* START Data section *

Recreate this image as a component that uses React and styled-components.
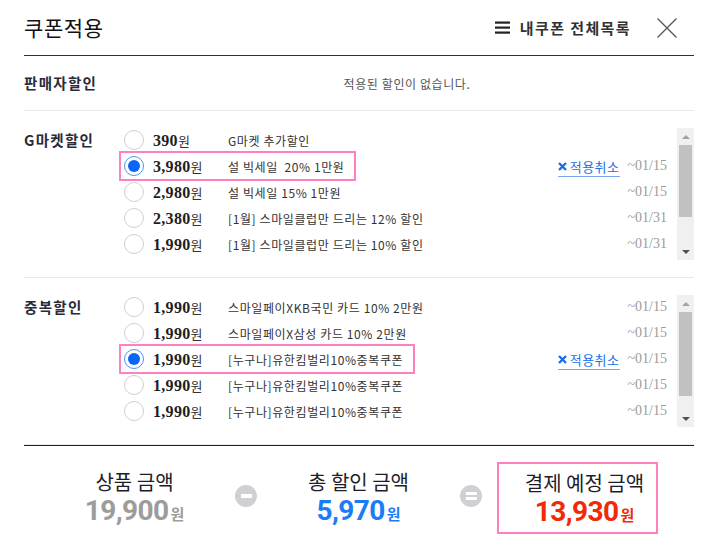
import React from "react";
import styled, { createGlobalStyle } from "styled-components";

const GlobalStyle = createGlobalStyle`
  body {
    margin: 0;
    background: #fff;
    font-family: "Noto Sans CJK KR", "Noto Sans", sans-serif;
    color: #222;
  }
`;

const Modal = styled.div`
  width: 708px;
  height: 547px;
  padding: 0 14px 0 24px;
  box-sizing: border-box;
  background: #fff;
`;

const Header = styled.div`
  height: 55px;
  display: flex;
  align-items: center;
  padding-right: 17px;
  border-bottom: 1px solid #333;
`;

const Title = styled.h1`
  margin: 0;
  font-size: 21px;
  font-weight: 400;
  line-height: 1;
  letter-spacing: 0.6px;
  color: #111;
`;

const MenuLink = styled.a`
  margin-left: auto;
  display: flex;
  align-items: center;
  gap: 10px;
  font-size: 15px;
  font-weight: 700;
  letter-spacing: 1.4px;
  color: #333;
  text-decoration: none;
`;

const CloseButton = styled.button`
  margin-left: 26px;
  width: 20px;
  height: 20px;
  padding: 0;
  border: 0;
  background: none;
  display: flex;
`;

const Section = styled.div`
  display: flex;
  align-items: ${({ $center }) => ($center ? "center" : "flex-start")};
  height: ${({ $center }) => ($center ? "54px" : "auto")};
  padding: ${({ $center }) => ($center ? "0" : "16px 0 17px")};
  border-bottom: 1px solid #e9e9e9;
`;

const Label = styled.div`
  width: 96px;
  flex-shrink: 0;
  font-size: 14.5px;
  font-weight: 700;
  line-height: 26px;
  letter-spacing: 1.3px;
  color: #2a2a3a;
`;

const Empty = styled.div`
  flex: 1;
  text-align: center;
  font-size: 12px;
  letter-spacing: 0.6px;
  color: #555;
`;

const ListArea = styled.div`
  flex: 1;
  display: flex;
`;

const Rows = styled.div`
  flex: 1;
  display: flex;
  flex-direction: column;
`;

const Row = styled.div`
  height: 26px;
  display: flex;
  align-items: center;
  padding-right: 10px;
`;

const Item = styled.label`
  display: flex;
  align-items: center;
  height: 26px;
  margin-left: 1px;
  padding: 0 10px 0 3px;
  outline: ${({ $selected }) => ($selected ? "2px solid #ff80c0" : "none")};
`;

const Radio = styled.span`
  width: 20px;
  height: 20px;
  box-sizing: border-box;
  border-radius: 50%;
  border: 1px solid ${({ $checked }) => ($checked ? "#4d94f5" : "#cfcfcf")};
  display: flex;
  align-items: center;
  justify-content: center;
  margin-right: 9px;
  background: #fff;

  &::after {
    content: "";
    width: 12px;
    height: 12px;
    border-radius: 50%;
    background: #0a66f5;
    display: ${({ $checked }) => ($checked ? "block" : "none")};
  }
`;

const Price = styled.span`
  width: 75px;
  font-family: "Liberation Serif", serif;
  font-weight: 700;
  font-size: 16px;
  letter-spacing: 0.3px;
  color: #1e1e1e;

  small {
    font-family: "Noto Sans CJK KR", sans-serif;
    font-weight: 400;
    font-size: 13px;
    letter-spacing: 0;
    color: #333;
  }
`;

const Desc = styled.span`
  font-size: 12px;
  letter-spacing: 0.6px;
  color: #333;
  white-space: pre;
`;

const Cancel = styled.a`
  margin-left: auto;
  display: flex;
  align-items: center;
  gap: 3px;
  font-size: 13px;
  letter-spacing: 0.5px;
  color: #1a6fe6;
  text-decoration: none;
  border-bottom: 1px solid #79a6ee;
  line-height: 18px;
  margin-top: 2px;
`;

const DateText = styled.span`
  margin-left: ${({ $auto }) => ($auto ? "auto" : "8px")};
  font-family: "Liberation Serif", serif;
  font-size: 14px;
  color: #9b9b9b;
`;

const Scrollbar = styled.div`
  width: 17px;
  height: 132px;
  margin-top: 1px;
  flex-shrink: 0;
  background: #f0f0f0;
  display: flex;
  flex-direction: column;
  align-items: center;
`;

const Arrow = styled.div`
  height: 17px;
  width: 100%;
  display: flex;
  align-items: center;
  justify-content: center;

  &::before {
    content: "";
    border-left: 4px solid transparent;
    border-right: 4px solid transparent;
    ${({ $down }) =>
      $down
        ? "border-top: 4px solid #505050;"
        : "border-bottom: 4px solid #a3a3a3;"}
  }
`;

const Thumb = styled.div`
  width: 13px;
  background: #c1c1c1;
`;

const Footer = styled.div`
  border-top: 1px solid #222;
  padding: 16px 0 0 10px;
  display: grid;
  grid-template-columns: 201px 22px 203px 22px 176px;
  align-items: center;
`;

const Total = styled.div`
  display: flex;
  flex-direction: column;
  align-items: center;
  padding-top: 2px;
`;

const FinalBox = styled(Total)`
  margin-left: 15px;
  height: 72px;
  box-sizing: border-box;
  border: 2px solid #ff80c0;
  padding: 6px 0 0 14px;
`;

const TotalLabel = styled.div`
  font-size: 20px;
  line-height: 26px;
  color: #1e1e2a;
  white-space: nowrap;
`;

const Amount = styled.div`
  font-family: Roboto, "Liberation Sans", sans-serif;
  font-weight: 700;
  font-size: 28px;
  letter-spacing: -0.6px;
  line-height: 32px;
  color: ${({ $color }) => $color};

  small {
    font-family: "Noto Sans CJK KR", sans-serif;
    font-size: 15px;
    letter-spacing: 0;
    margin-left: 2px;
  }
`;

const Operator = styled.div`
  width: 22px;
  height: 22px;
  border-radius: 50%;
  background: #cfcfd4;
  display: flex;
  flex-direction: column;
  align-items: center;
  justify-content: center;
  gap: 2px;
  margin-bottom: 5px;

  span {
    width: 11px;
    height: ${({ $bars }) => ($bars === 2 ? "3px" : "4px")};
    background: #fff;
  }
`;

const gmarket = [
  { price: "390", desc: "G마켓 추가할인" },
  { price: "3,980", desc: "설 빅세일  20% 1만원", date: "~01/15", selected: true },
  { price: "2,980", desc: "설 빅세일 15% 1만원", date: "~01/15" },
  { price: "2,380", desc: "[1월] 스마일클럽만 드리는 12% 할인", date: "~01/31" },
  { price: "1,990", desc: "[1월] 스마일클럽만 드리는 10% 할인", date: "~01/31" },
];

const duplicate = [
  { price: "1,990", desc: "스마일페이XKB국민 카드 10% 2만원", date: "~01/15" },
  { price: "1,990", desc: "스마일페이X삼성 카드 10% 2만원", date: "~01/15" },
  { price: "1,990", desc: "[누구나]유한킴벌리10%중복쿠폰", date: "~01/15", selected: true },
  { price: "1,990", desc: "[누구나]유한킴벌리10%중복쿠폰", date: "~01/15" },
  { price: "1,990", desc: "[누구나]유한킴벌리10%중복쿠폰", date: "~01/15" },
];

const CouponList = ({ items, thumb }) => (
  <ListArea>
    <Rows>
      {items.map((c, i) => (
        <Row key={i}>
          <Item $selected={c.selected}>
            <Radio $checked={c.selected} />
            <Price>
              {c.price}
              <small>원</small>
            </Price>
            <Desc>{c.desc}</Desc>
          </Item>
          {c.selected && (
            <Cancel href="#">
              <svg width="9" height="9" viewBox="0 0 9 9">
                <path d="M1 1L8 8M8 1L1 8" stroke="#1a6fe6" strokeWidth="2.4" />
              </svg>
              적용취소
            </Cancel>
          )}
          {c.date && <DateText $auto={!c.selected}>{c.date}</DateText>}
        </Row>
      ))}
    </Rows>
    <Scrollbar>
      <Arrow />
      <Thumb style={{ height: thumb }} />
      <div style={{ flex: 1 }} />
      <Arrow $down />
    </Scrollbar>
  </ListArea>
);

export default function App() {
  return (
    <Modal>
      <GlobalStyle />
      <Header>
        <Title>쿠폰적용</Title>
        <MenuLink href="#">
          <svg width="15" height="13" viewBox="0 0 15 13">
            <rect x="0" y="0.5" width="15" height="2.2" fill="#222" />
            <rect x="0" y="5.5" width="15" height="2.2" fill="#222" />
            <rect x="0" y="10.5" width="15" height="2.2" fill="#222" />
          </svg>
          내쿠폰 전체목록
        </MenuLink>
        <CloseButton aria-label="닫기">
          <svg width="20" height="20" viewBox="0 0 20 20">
            <path d="M0.5 0.5L19.5 19.5M19.5 0.5L0.5 19.5" stroke="#555" strokeWidth="1.3" />
          </svg>
        </CloseButton>
      </Header>

      <Section $center>
        <Label>판매자할인</Label>
        <Empty>적용된 할인이 없습니다.</Empty>
      </Section>

      <Section>
        <Label>G마켓할인</Label>
        <CouponList items={gmarket} thumb={72} />
      </Section>

      <Section>
        <Label>중복할인</Label>
        <CouponList items={duplicate} thumb={84} />
      </Section>

      <Footer>
        <Total>
          <TotalLabel>상품 금액</TotalLabel>
          <Amount $color="#9c9c9c">
            19,900<small>원</small>
          </Amount>
        </Total>
        <Operator>
          <span />
        </Operator>
        <Total>
          <TotalLabel>총 할인 금액</TotalLabel>
          <Amount $color="#1a7cf6">
            5,970<small>원</small>
          </Amount>
        </Total>
        <Operator $bars={2}>
          <span />
          <span />
        </Operator>
        <FinalBox>
          <TotalLabel>결제 예정 금액</TotalLabel>
          <Amount $color="#f02a08">
            13,930<small>원</small>
          </Amount>
        </FinalBox>
      </Footer>
    </Modal>
  );
}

* END Data section *

* [What the task requires]
Only the number is wanted: how many lines in the data include the word "components"?

* [Output for this exercise]
2